Information provided:
<<<<

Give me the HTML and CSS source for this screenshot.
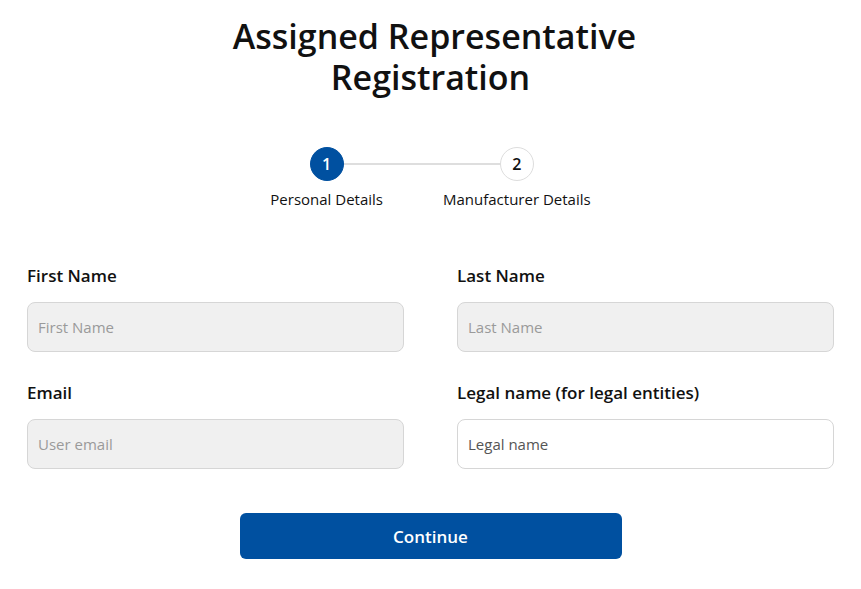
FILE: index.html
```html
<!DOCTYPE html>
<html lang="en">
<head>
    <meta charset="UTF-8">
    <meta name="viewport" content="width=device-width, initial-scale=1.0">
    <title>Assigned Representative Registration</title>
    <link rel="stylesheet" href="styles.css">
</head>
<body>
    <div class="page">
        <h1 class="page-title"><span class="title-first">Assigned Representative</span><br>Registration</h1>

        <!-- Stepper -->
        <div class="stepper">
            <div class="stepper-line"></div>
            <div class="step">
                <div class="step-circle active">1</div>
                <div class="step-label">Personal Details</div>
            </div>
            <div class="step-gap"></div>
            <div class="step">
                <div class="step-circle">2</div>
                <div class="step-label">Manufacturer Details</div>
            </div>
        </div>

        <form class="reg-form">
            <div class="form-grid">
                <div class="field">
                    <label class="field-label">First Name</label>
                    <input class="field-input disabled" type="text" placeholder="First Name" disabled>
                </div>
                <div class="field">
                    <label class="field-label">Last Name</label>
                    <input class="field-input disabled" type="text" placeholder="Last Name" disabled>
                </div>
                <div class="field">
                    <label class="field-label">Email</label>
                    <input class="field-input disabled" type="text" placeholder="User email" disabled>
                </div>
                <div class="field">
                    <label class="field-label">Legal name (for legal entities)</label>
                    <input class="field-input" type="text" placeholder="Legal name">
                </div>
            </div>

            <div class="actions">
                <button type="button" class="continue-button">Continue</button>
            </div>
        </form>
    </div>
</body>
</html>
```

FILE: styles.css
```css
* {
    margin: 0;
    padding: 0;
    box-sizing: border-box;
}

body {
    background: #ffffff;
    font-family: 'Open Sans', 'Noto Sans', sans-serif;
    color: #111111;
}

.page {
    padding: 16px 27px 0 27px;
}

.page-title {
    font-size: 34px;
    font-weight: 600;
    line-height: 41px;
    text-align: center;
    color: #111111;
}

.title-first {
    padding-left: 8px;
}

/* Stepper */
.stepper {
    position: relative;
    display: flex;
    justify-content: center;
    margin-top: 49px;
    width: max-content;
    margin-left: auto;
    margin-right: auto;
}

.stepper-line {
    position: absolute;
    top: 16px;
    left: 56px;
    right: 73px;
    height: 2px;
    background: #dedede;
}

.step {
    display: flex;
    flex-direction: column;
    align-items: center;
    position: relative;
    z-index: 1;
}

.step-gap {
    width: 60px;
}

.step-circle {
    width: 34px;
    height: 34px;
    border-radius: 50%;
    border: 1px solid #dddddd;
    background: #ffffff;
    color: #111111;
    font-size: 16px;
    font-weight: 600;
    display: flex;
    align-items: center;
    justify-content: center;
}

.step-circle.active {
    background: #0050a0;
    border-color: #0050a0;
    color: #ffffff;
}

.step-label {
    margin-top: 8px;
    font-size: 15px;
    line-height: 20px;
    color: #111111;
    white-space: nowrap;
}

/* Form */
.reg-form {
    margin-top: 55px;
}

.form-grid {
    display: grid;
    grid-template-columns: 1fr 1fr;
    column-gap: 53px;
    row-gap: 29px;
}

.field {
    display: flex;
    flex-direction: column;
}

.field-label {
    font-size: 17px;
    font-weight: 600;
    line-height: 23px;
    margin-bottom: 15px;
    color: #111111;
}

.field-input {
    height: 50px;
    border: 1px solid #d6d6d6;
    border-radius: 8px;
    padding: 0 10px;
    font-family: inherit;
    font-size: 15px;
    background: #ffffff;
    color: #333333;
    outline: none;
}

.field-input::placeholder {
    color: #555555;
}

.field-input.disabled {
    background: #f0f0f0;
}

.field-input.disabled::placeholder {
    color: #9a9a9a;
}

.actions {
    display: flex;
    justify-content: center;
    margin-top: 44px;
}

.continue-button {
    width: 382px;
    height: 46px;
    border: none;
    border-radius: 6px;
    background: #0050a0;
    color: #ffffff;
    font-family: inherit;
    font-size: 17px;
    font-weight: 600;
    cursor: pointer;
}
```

>>>>

Your goal:
Without the pictures, write out the whole listing above exactly as it appears.

Expected answer:
Give me the HTML and CSS source for this screenshot.
FILE: index.html
```html
<!DOCTYPE html>
<html lang="en">
<head>
    <meta charset="UTF-8">
    <meta name="viewport" content="width=device-width, initial-scale=1.0">
    <title>Assigned Representative Registration</title>
    <link rel="stylesheet" href="styles.css">
</head>
<body>
    <div class="page">
        <h1 class="page-title"><span class="title-first">Assigned Representative</span><br>Registration</h1>

        <!-- Stepper -->
        <div class="stepper">
            <div class="stepper-line"></div>
            <div class="step">
                <div class="step-circle active">1</div>
                <div class="step-label">Personal Details</div>
            </div>
            <div class="step-gap"></div>
            <div class="step">
                <div class="step-circle">2</div>
                <div class="step-label">Manufacturer Details</div>
            </div>
        </div>

        <form class="reg-form">
            <div class="form-grid">
                <div class="field">
                    <label class="field-label">First Name</label>
                    <input class="field-input disabled" type="text" placeholder="First Name" disabled>
                </div>
                <div class="field">
                    <label class="field-label">Last Name</label>
                    <input class="field-input disabled" type="text" placeholder="Last Name" disabled>
                </div>
                <div class="field">
                    <label class="field-label">Email</label>
                    <input class="field-input disabled" type="text" placeholder="User email" disabled>
                </div>
                <div class="field">
                    <label class="field-label">Legal name (for legal entities)</label>
                    <input class="field-input" type="text" placeholder="Legal name">
                </div>
            </div>

            <div class="actions">
                <button type="button" class="continue-button">Continue</button>
            </div>
        </form>
    </div>
</body>
</html>
```

FILE: styles.css
```css
* {
    margin: 0;
    padding: 0;
    box-sizing: border-box;
}

body {
    background: #ffffff;
    font-family: 'Open Sans', 'Noto Sans', sans-serif;
    color: #111111;
}

.page {
    padding: 16px 27px 0 27px;
}

.page-title {
    font-size: 34px;
    font-weight: 600;
    line-height: 41px;
    text-align: center;
    color: #111111;
}

.title-first {
    padding-left: 8px;
}

/* Stepper */
.stepper {
    position: relative;
    display: flex;
    justify-content: center;
    margin-top: 49px;
    width: max-content;
    margin-left: auto;
    margin-right: auto;
}

.stepper-line {
    position: absolute;
    top: 16px;
    left: 56px;
    right: 73px;
    height: 2px;
    background: #dedede;
}

.step {
    display: flex;
    flex-direction: column;
    align-items: center;
    position: relative;
    z-index: 1;
}

.step-gap {
    width: 60px;
}

.step-circle {
    width: 34px;
    height: 34px;
    border-radius: 50%;
    border: 1px solid #dddddd;
    background: #ffffff;
    color: #111111;
    font-size: 16px;
    font-weight: 600;
    display: flex;
    align-items: center;
    justify-content: center;
}

.step-circle.active {
    background: #0050a0;
    border-color: #0050a0;
    color: #ffffff;
}

.step-label {
    margin-top: 8px;
    font-size: 15px;
    line-height: 20px;
    color: #111111;
    white-space: nowrap;
}

/* Form */
.reg-form {
    margin-top: 55px;
}

.form-grid {
    display: grid;
    grid-template-columns: 1fr 1fr;
    column-gap: 53px;
    row-gap: 29px;
}

.field {
    display: flex;
    flex-direction: column;
}

.field-label {
    font-size: 17px;
    font-weight: 600;
    line-height: 23px;
    margin-bottom: 15px;
    color: #111111;
}

.field-input {
    height: 50px;
    border: 1px solid #d6d6d6;
    border-radius: 8px;
    padding: 0 10px;
    font-family: inherit;
    font-size: 15px;
    background: #ffffff;
    color: #333333;
    outline: none;
}

.field-input::placeholder {
    color: #555555;
}

.field-input.disabled {
    background: #f0f0f0;
}

.field-input.disabled::placeholder {
    color: #9a9a9a;
}

.actions {
    display: flex;
    justify-content: center;
    margin-top: 44px;
}

.continue-button {
    width: 382px;
    height: 46px;
    border: none;
    border-radius: 6px;
    background: #0050a0;
    color: #ffffff;
    font-family: inherit;
    font-size: 17px;
    font-weight: 600;
    cursor: pointer;
}
```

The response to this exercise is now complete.